───── Given information
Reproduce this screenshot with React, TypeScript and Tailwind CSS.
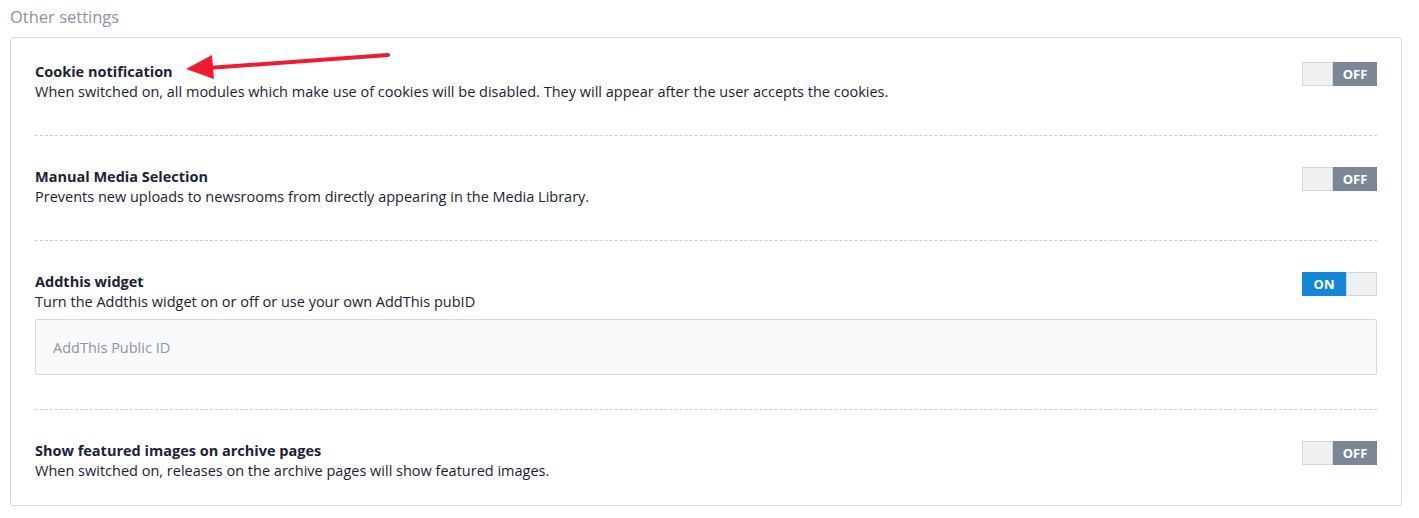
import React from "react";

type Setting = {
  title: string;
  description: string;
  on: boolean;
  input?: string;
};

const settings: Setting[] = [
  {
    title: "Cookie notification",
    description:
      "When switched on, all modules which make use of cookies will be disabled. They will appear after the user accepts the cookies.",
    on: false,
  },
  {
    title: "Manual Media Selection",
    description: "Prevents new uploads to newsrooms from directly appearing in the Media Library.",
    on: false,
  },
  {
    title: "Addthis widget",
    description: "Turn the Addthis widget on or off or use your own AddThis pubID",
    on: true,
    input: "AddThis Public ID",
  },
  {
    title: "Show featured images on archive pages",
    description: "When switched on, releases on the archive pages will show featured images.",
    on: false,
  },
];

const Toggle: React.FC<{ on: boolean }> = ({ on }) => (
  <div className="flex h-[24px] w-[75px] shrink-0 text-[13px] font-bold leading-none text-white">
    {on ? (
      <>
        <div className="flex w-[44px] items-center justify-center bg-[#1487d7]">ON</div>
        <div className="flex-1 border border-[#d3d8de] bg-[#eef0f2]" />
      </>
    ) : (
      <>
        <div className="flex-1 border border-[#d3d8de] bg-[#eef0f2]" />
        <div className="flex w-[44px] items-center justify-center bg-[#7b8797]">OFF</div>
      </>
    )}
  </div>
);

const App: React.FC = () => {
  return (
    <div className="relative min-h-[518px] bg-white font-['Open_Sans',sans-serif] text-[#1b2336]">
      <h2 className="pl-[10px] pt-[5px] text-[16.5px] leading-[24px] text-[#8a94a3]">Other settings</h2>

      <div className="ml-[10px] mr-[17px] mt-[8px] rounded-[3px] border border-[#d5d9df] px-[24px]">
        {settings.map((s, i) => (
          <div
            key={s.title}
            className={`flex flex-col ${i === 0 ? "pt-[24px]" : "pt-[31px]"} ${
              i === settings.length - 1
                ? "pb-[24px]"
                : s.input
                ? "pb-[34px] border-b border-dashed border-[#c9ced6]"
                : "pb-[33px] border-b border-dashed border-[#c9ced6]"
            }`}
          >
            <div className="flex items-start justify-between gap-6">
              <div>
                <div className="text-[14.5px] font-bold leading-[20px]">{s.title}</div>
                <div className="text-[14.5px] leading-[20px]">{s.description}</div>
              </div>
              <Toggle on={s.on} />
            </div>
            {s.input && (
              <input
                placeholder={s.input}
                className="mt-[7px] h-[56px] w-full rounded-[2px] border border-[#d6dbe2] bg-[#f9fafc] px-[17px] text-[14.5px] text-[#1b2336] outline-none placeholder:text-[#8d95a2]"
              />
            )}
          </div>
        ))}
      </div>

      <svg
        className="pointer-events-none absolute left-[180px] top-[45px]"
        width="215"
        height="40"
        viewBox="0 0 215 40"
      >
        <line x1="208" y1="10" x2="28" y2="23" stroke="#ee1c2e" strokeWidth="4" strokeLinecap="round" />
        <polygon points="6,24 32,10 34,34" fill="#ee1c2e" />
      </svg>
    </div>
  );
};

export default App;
──────────
───── Given information
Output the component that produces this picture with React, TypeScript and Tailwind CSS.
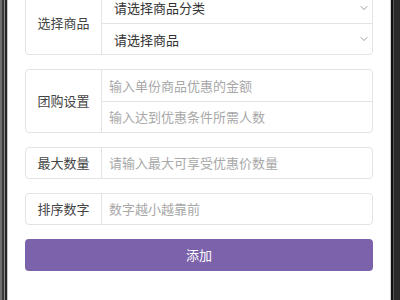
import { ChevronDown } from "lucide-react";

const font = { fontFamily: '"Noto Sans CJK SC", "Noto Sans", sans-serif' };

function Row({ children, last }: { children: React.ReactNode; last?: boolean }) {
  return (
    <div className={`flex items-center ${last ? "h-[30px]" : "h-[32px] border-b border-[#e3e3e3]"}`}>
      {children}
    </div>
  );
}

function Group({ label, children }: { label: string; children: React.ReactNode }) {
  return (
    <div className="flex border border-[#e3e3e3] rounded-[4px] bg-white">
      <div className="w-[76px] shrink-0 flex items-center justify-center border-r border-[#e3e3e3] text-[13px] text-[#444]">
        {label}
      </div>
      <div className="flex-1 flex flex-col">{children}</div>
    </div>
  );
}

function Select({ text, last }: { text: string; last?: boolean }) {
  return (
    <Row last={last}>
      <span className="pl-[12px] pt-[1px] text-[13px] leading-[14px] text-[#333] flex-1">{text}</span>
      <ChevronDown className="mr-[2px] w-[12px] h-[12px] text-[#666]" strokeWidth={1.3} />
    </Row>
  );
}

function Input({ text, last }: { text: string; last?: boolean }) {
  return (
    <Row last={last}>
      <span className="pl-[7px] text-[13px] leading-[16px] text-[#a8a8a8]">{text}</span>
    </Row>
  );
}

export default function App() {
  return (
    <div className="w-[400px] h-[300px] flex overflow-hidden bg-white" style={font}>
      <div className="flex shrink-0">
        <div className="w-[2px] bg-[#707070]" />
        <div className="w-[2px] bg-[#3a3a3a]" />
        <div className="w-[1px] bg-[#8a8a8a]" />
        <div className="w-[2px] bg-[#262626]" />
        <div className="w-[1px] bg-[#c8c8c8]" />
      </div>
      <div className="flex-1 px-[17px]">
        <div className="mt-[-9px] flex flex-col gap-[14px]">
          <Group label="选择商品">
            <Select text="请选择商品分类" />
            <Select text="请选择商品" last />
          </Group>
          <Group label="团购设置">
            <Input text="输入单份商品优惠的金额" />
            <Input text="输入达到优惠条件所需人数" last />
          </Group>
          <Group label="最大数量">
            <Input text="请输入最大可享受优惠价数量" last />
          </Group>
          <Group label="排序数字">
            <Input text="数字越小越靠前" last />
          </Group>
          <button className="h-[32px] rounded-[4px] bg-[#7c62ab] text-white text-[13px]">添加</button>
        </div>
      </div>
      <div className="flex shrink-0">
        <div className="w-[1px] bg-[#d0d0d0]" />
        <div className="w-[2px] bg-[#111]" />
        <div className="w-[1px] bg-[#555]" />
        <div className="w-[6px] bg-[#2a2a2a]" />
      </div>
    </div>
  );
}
──────────
Lines that hold "Tailwind" are the ones to copy; find all of them.

Reproduce this screenshot with React, TypeScript and Tailwind CSS.
Output the component that produces this picture with React, TypeScript and Tailwind CSS.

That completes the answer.